Comment appréhendez-vous l’espace du musée ou de la galerie ? Sert-il à enfermer ou au contraire, à mettre en valeur votre travail ?
Avant de réaliser une œuvre, je m’efforce de bien étudier l’espace d’exposition. Les caractéristiques du musée ou de la galerie – l’éclairage, les proportions, les matériaux – sont décisives à une bonne réalisation puisque l’œuvre doit respirer et dialoguer avec l’espace.
Nombreux sont les artistes qui utilisent la couleur comme puissant moyen d’expression artistique. Ce n’est pas votre cas. La lumière, très prégnante dans votre travail, est-elle un moyen de compenser cette absence de couleur ?
J’utilise une palette de couleur très restreinte. Quand j’utilise la couleur, c’est uniquement dans le but de transmettre quelque chose mais jamais par souci décoratif. C’est plutôt un moyen de renforcer le concept créatif. Le noir et le blanc sont d’ailleurs mes couleurs préférés car elles ne peuvent plus être décomposées ; elles contiennent l’essentiel.
La Perle traite majoritairement de l’actualité culturelle française. Quels sont les artistes français qui vous inspirent ?
La France a toujours été un des épicentres majeurs de l’Histoire de l’art. D’ailleurs, l’un de mes artistes préférés, Pierre Soulages, est français . C’est lui qui a prononcé une phrase que j’adore : « le Noir est une couleur lumineuse. »
Pour vous, comment l’art contemporain est-il perçu par l’opinion publique ?
Je pense que de plus en plus de personnes ont un meilleur rapport avec l’art contemporain, notamment grâce aux installations avec lesquelles elles peuvent interagir. D’autant que l’utilisation du smartphone et des réseaux sociaux rendent l’art plus démocratique et plus accessible au public… même si ce n’est pas le biais d’un écran.
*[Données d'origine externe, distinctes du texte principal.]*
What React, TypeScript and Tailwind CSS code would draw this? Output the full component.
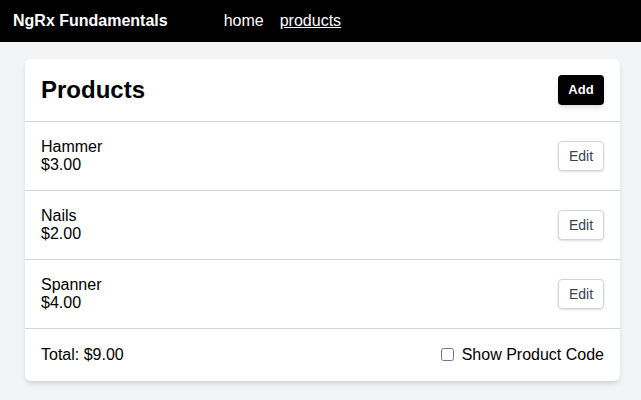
import React from "react";

const products = [
  { name: "Hammer", price: "$3.00" },
  { name: "Nails", price: "$2.00" },
  { name: "Spanner", price: "$4.00" },
];

export default function App() {
  return (
    <div className="min-h-[400px] bg-[#f3f4f6]" style={{ fontFamily: '"Liberation Sans", Arial, sans-serif' }}>
      <nav className="flex h-[42px] items-center bg-black text-white">
        <span className="ml-[13px] text-[16px] leading-[1.15] font-bold">NgRx Fundamentals</span>
        <a className="ml-[56px] text-[16px] leading-[1.15]">home</a>
        <a className="ml-[16px] text-[16px] leading-[1.15] underline">products</a>
      </nav>
      <div className="ml-[25px] mt-[17px] w-[595px] rounded-md bg-white shadow-md">
        <div className="flex h-[63px] items-center justify-between border-b border-[#d1d5db] px-4">
          <h1 className="text-[24px] leading-[1.15] font-bold text-black">Products</h1>
          <button className="flex h-[30px] w-[46px] items-center justify-center rounded bg-black text-[13px] leading-[1.15] font-bold text-white shadow-md">Add</button>
        </div>
        {products.map((p) => (
          <div key={p.name} className="flex h-[69px] items-center justify-between border-b border-[#d1d5db] px-4">
            <div className="text-[16px] leading-[1.15] text-black">
              <div>{p.name}</div>
              <div>{p.price}</div>
            </div>
            <button className="flex h-[30px] w-[46px] items-center justify-center rounded border border-[#d1d5db] bg-white text-[14px] leading-[1.15] text-[#374151] shadow-sm">Edit</button>
          </div>
        ))}
        <div className="flex h-[52px] items-center justify-between px-4 text-[16px] leading-[1.15] text-black">
          <span>Total: $9.00</span>
          <label className="flex items-center gap-[8px]">
            <input type="checkbox" className="h-[13px] w-[13px]" />
            <span>Show Product Code</span>
          </label>
        </div>
      </div>
    </div>
  );
}
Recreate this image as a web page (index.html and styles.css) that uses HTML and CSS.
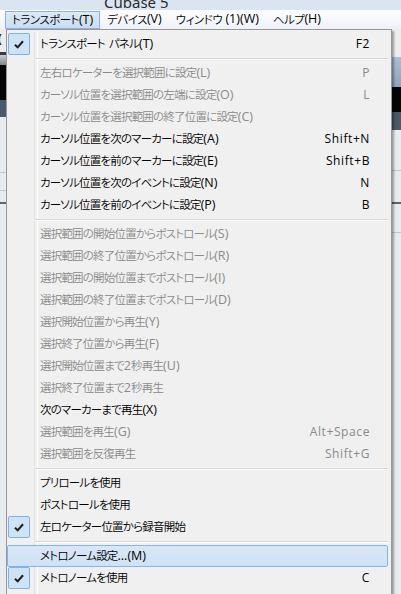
FILE: index.html
```html
<!DOCTYPE html>
<html lang="ja">
<head>
<meta charset="utf-8">
<title>Cubase 5</title>
<link rel="stylesheet" href="styles.css">
</head>
<body>
<div class="screen">
  <div class="titlebar"><span class="title">Cubase 5</span></div>
  <div class="menubar">
    <span class="mb-item active">トランスポート<span class="mn">(T)</span></span>
    <span class="mb-item">デバイス<span class="mn">(V)</span></span>
    <span class="mb-item">ウィンドウ<span class="mn"> (1)(W)</span></span>
    <span class="mb-item">ヘルプ<span class="mn">(H)</span></span>
  </div>
  <div class="app">
    <div class="strip strip-left">
      <div class="band b-top"><span class="paren">(</span></div>
      <div class="band b-edge"></div>
      <div class="band b-grad"></div>
      <div class="band b-black"></div>
      <div class="band b-slate"></div>
      <div class="band b-light h55"></div>
      <div class="band b-line"></div>
      <div class="band b-light h17"></div>
      <div class="band b-line"></div>
      <div class="band b-light h11"></div>
      <div class="band b-dark"></div>
      <div class="band b-light fill"></div>
    </div>
    <div class="strip-gap"></div>
    <div class="strip strip-right">
      <div class="band b-top h28"></div>
      <div class="band b-blue"></div>
      <div class="band b-black h25"></div>
      <div class="band b-slate h18"></div>
      <div class="band b-light h40"></div>
      <div class="band b-line"></div>
      <div class="band b-light h31"></div>
      <div class="band b-dark"></div>
      <div class="band b-light h28"></div>
      <div class="band b-line"></div>
      <div class="band b-light fill"></div>
    </div>
  </div>

  <div class="menu">
    <div class="item checked"><span class="chk"><svg viewBox="0 0 10 9" width="10" height="9"><path d="M1 4.6 L3.6 7.4 L9 1.2" fill="none" stroke="#1f1f1f" stroke-width="2.1" stroke-linejoin="round"/></svg></span><span class="lbl">トランスポート<span class="sp"> </span>パネル<span class="mn">(T)</span></span><span class="key">F2</span></div>
    <div class="sep"></div>
    <div class="item dis"><span class="chk"></span><span class="lbl">左右ロケーターを選択範囲に設定<span class="mn">(L)</span></span><span class="key">P</span></div>
    <div class="item dis"><span class="chk"></span><span class="lbl">カーソル位置を選択範囲の左端に設定<span class="mn">(O)</span></span><span class="key">L</span></div>
    <div class="item dis"><span class="chk"></span><span class="lbl">カーソル位置を選択範囲の終了位置に設定<span class="mn">(C)</span></span><span class="key"></span></div>
    <div class="item"><span class="chk"></span><span class="lbl">カーソル位置を次のマーカーに設定<span class="mn">(A)</span></span><span class="key">Shift+N</span></div>
    <div class="item"><span class="chk"></span><span class="lbl">カーソル位置を前のマーカーに設定<span class="mn">(E)</span></span><span class="key">Shift+B</span></div>
    <div class="item"><span class="chk"></span><span class="lbl">カーソル位置を次のイベントに設定<span class="mn">(N)</span></span><span class="key">N</span></div>
    <div class="item"><span class="chk"></span><span class="lbl">カーソル位置を前のイベントに設定<span class="mn">(P)</span></span><span class="key">B</span></div>
    <div class="sep"></div>
    <div class="item dis"><span class="chk"></span><span class="lbl">選択範囲の開始位置からポストロール<span class="mn">(S)</span></span><span class="key"></span></div>
    <div class="item dis"><span class="chk"></span><span class="lbl">選択範囲の終了位置からポストロール<span class="mn">(R)</span></span><span class="key"></span></div>
    <div class="item dis"><span class="chk"></span><span class="lbl">選択範囲の開始位置までポストロール<span class="mn">(I)</span></span><span class="key"></span></div>
    <div class="item dis"><span class="chk"></span><span class="lbl">選択範囲の終了位置までポストロール<span class="mn">(D)</span></span><span class="key"></span></div>
    <div class="item dis"><span class="chk"></span><span class="lbl">選択開始位置から再生<span class="mn">(Y)</span></span><span class="key"></span></div>
    <div class="item dis"><span class="chk"></span><span class="lbl">選択終了位置から再生<span class="mn">(F)</span></span><span class="key"></span></div>
    <div class="item dis"><span class="chk"></span><span class="lbl">選択開始位置まで<span class="mn">2</span>秒再生<span class="mn">(U)</span></span><span class="key"></span></div>
    <div class="item dis"><span class="chk"></span><span class="lbl">選択終了位置まで<span class="mn">2</span>秒再生</span><span class="key"></span></div>
    <div class="item"><span class="chk"></span><span class="lbl">次のマーカーまで再生<span class="mn">(X)</span></span><span class="key"></span></div>
    <div class="item dis"><span class="chk"></span><span class="lbl">選択範囲を再生<span class="mn">(G)</span></span><span class="key">Alt+Space</span></div>
    <div class="item dis"><span class="chk"></span><span class="lbl">選択範囲を反復再生</span><span class="key">Shift+G</span></div>
    <div class="sep"></div>
    <div class="item"><span class="chk"></span><span class="lbl">プリロールを使用</span><span class="key"></span></div>
    <div class="item"><span class="chk"></span><span class="lbl">ポストロールを使用</span><span class="key"></span></div>
    <div class="item checked"><span class="chk"><svg viewBox="0 0 10 9" width="10" height="9"><path d="M1 4.6 L3.6 7.4 L9 1.2" fill="none" stroke="#1f1f1f" stroke-width="2.1" stroke-linejoin="round"/></svg></span><span class="lbl">左ロケーター位置から録音開始</span><span class="key"></span></div>
    <div class="sep"></div>
    <div class="item hot"><span class="chk"></span><span class="lbl">メトロノーム設定<span class="mn">...(M)</span></span><span class="key"></span></div>
    <div class="item checked"><span class="chk"><svg viewBox="0 0 10 9" width="10" height="9"><path d="M1 4.6 L3.6 7.4 L9 1.2" fill="none" stroke="#1f1f1f" stroke-width="2.1" stroke-linejoin="round"/></svg></span><span class="lbl">メトロノームを使用</span><span class="key">C</span></div>
    <div class="item"><span class="chk"></span><span class="lbl">プリカウントを使用</span><span class="key"></span></div>
  </div>
</div>
</body>
</html>
```

FILE: styles.css
```css
* { box-sizing: border-box; }
html, body { margin: 0; padding: 0; }
body {
  width: 401px;
  height: 594px;
  overflow: hidden;
  background: #e9ecee;
  font-family: "Noto Sans CJK JP", "Noto Sans", sans-serif;
  font-size: 11.5px;
  font-weight: 350;
  font-feature-settings: "palt";
  color: #000;
}
.screen {
  position: relative;
  width: 401px;
  height: 594px;
  overflow: hidden;
  display: flex;
  flex-direction: column;
}
.titlebar {
  height: 10px;
  flex: none;
  overflow: hidden;
  background: #dbe5f1;
  display: flex;
  justify-content: flex-start;
}
.title {
  margin-left: 104px;
  margin-top: -8px;
  font-family: "Noto Sans", "DejaVu Sans", sans-serif;
  font-size: 15px;
  font-weight: 400;
  line-height: 20px;
  color: #2a2a2a;
  font-feature-settings: normal;
}
.menubar {
  height: 19px;
  flex: none;
  display: flex;
  align-items: stretch;
  padding-left: 5px;
  background: linear-gradient(#fdfeff, #eef2f8);
}
.mb-item {
  display: flex;
  align-items: center;
  padding: 0 6px 0 6px;
  border: 1px solid transparent;
  line-height: 1;
  white-space: pre;
  letter-spacing: -0.5px;
}
.mb-item.active {
  background: linear-gradient(#dce9f7, #c9ddf3);
  border-color: #8db2e2;
  margin-top: 1px;
}
.mn {
  font-family: "Open Sans", "Noto Sans", sans-serif;
  font-weight: 400;
  font-size: 12.5px;
  letter-spacing: 0;
  white-space: pre;
}

.app {
  flex: 1;
  display: flex;
}
.strip { display: flex; flex-direction: column; overflow: hidden; }
.strip-left { width: 8px; }
.strip-gap { flex: 1; background: #e9ecee; }
.strip-right { width: 10px; }
.band { flex: none; }
.b-top { height: 23px; background: #ececec; position: relative; }
.paren { display: block; margin-left: -2px; margin-top: 2px; font-size: 13px; line-height: 14px; font-family: "Noto Sans", sans-serif; font-weight: 400; }
.b-edge { height: 3px; background: #3a3a3a; }
.b-grad { height: 10px; background: linear-gradient(#c9cdd2, #7d858e); }
.b-black { height: 35px; background: #050505; }
.b-slate { height: 17px; background: #4b5866; }
.b-light { background: #e9ecee; }
.b-line { height: 1px; background: #c4c8cc; }
.b-dark { height: 2px; background: #5f6468; }
.b-blue { height: 30px; background: linear-gradient(#aebfd3, #8ea3bd); }
.fill { flex: 1; }
.h55 { height: 55px; }
.h17 { height: 17px; }
.h11 { height: 11px; }
.h28 { height: 28px; }
.h25 { height: 25px; }
.h18 { height: 18px; }
.h40 { height: 40px; }
.h31 { height: 31px; }

.menu {
  position: absolute;
  left: 6px;
  top: 29px;
  width: 386px;
  height: 600px;
  background: #f0f0f0;
  border: 1px solid #979797;
  box-shadow: 2px 2px 2px rgba(0, 0, 0, 0.35);
  padding: 2px 3px 2px 1px;
}
.menu::before {
  content: "";
  position: absolute;
  top: 2px;
  bottom: 0;
  left: 27px;
  width: 2px;
  border-left: 1px solid #e2e3e3;
  border-right: 1px solid #ffffff;
}
.item {
  position: relative;
  height: 22px;
  display: grid;
  grid-template-columns: 22px 1fr auto;
  column-gap: 10px;
  align-items: center;
  padding-right: 17px;
  border: 1px solid transparent;
  border-left: 0;
  border-radius: 2px;
  white-space: nowrap;
  line-height: 1;
}
.item:first-child { margin-top: 1px; }
.item.dis { color: #8a8a8a; }
.lbl { letter-spacing: -0.8px; }
.sp { display: inline-block; width: 4px; }
.key {
  text-align: right;
  font-family: "Open Sans", "Noto Sans", sans-serif;
  font-weight: 400;
  font-size: 12px;
  letter-spacing: 0.6px;
}
.chk {
  height: 22px;
  margin-top: -1px;
  margin-bottom: -1px;
  display: flex;
  align-items: center;
  justify-content: center;
}
.checked .chk {
  background: #cfe3f7;
  border: 1px solid #7eb1e5;
  border-radius: 2px;
}
.item.hot {
  background: linear-gradient(#d8e7f6, #cfe2f5);
  border: 1px solid #85b4e8;
  margin-left: -1px;
}
.item.hot .chk { margin-left: 1px; width: 22px; }
.sep {
  height: 7px;
  margin-left: 27px;
  position: relative;
}
.sep::after {
  content: "";
  position: absolute;
  left: 0;
  right: 0;
  top: 3px;
  height: 1px;
  background: #d7d7d7;
  box-shadow: 0 1px 0 #ffffff;
}
```
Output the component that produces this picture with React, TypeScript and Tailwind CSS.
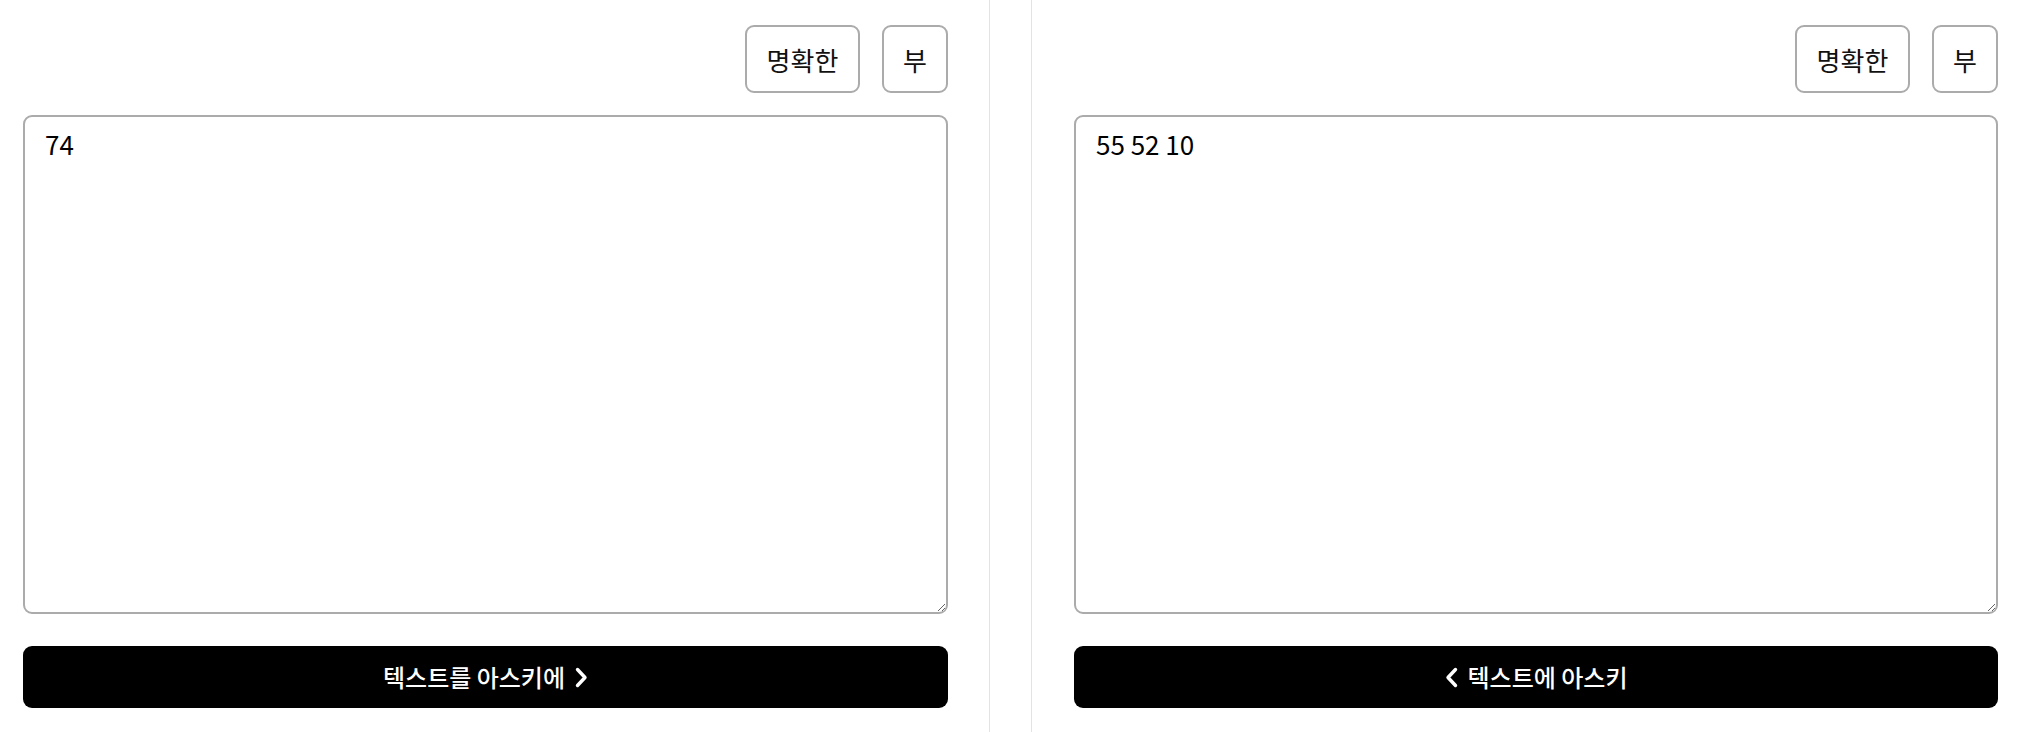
import React, { useState } from "react";

const font = { fontFamily: '"Noto Sans CJK KR", "Noto Sans", sans-serif' };

const ChevronRight = () => (
  <svg width="13" height="21" viewBox="0 0 13 21" fill="none" className="ml-[10px]">
    <path d="M2.5 2.5 L10 10.5 L2.5 18.5" stroke="white" strokeWidth="3.4" strokeLinecap="round" strokeLinejoin="round" />
  </svg>
);

const ChevronLeft = () => (
  <svg width="13" height="21" viewBox="0 0 13 21" fill="none" className="mr-[10px]">
    <path d="M10.5 2.5 L3 10.5 L10.5 18.5" stroke="white" strokeWidth="3.4" strokeLinecap="round" strokeLinejoin="round" />
  </svg>
);

type PanelProps = {
  initial: string;
  dir: "right" | "left";
  label: string;
  className: string;
};

const Panel = ({ initial, dir, label, className }: PanelProps) => {
  const [value, setValue] = useState<string>(initial);

  return (
    <div className={className}>
      <div className="flex justify-end gap-[22px] pt-[25px]">
        <button
          className="h-[68px] w-[115px] rounded-[9px] border-2 border-[#ababab] bg-white text-[26px] text-[#111]"
          onClick={() => setValue("")}
        >
          명확한
        </button>
        <button className="h-[68px] w-[66px] rounded-[9px] border-2 border-[#ababab] bg-white text-[26px] text-[#111]">
          부
        </button>
      </div>
      <textarea
        className="mt-[22px] block h-[499px] w-full rounded-[9px] border-2 border-[#ababab] px-[20px] pt-[7px] pb-[12px] text-[26px] leading-[1.5] text-black outline-none"
        value={value}
        onChange={(e) => setValue(e.target.value)}
      />
      <button className="mt-[32px] flex h-[62px] w-full items-center justify-center rounded-[9px] bg-black text-[24px] font-medium text-white">
        {dir === "left" && <ChevronLeft />}
        <span>{label}</span>
        {dir === "right" && <ChevronRight />}
      </button>
    </div>
  );
};

const App = () => {
  return (
    <div className="flex min-h-screen w-full bg-white" style={font}>
      <Panel
        initial="74"
        dir="right"
        label="텍스트를 아스키에"
        className="w-[990px] shrink-0 border-r border-[#e3e3e3] pl-[23px] pr-[41px]"
      />
      <div className="w-[41px] shrink-0" />
      <Panel
        initial="55 52 10"
        dir="left"
        label="텍스트에 아스키"
        className="flex-1 border-l border-[#e3e3e3] pl-[42px] pr-[20px]"
      />
    </div>
  );
};

export default App;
Quels sont vos projets pour 2020 ?
Une de mes expositions vient de s’achever à Mexico City et j’ai participé au Festival d’Arts Islamiques au Sharjah Museum (Emirats Arabes Unis). J’ai aussi participé en janvier à 2 foires : l’Art Palm Beach (USA) et l’Artefiera (Italie). En ce moment, je travaille sur plusieurs projets pour des collectionneurs privés et me concentre sur une nouvelle série intitulée « Noir sur noir ».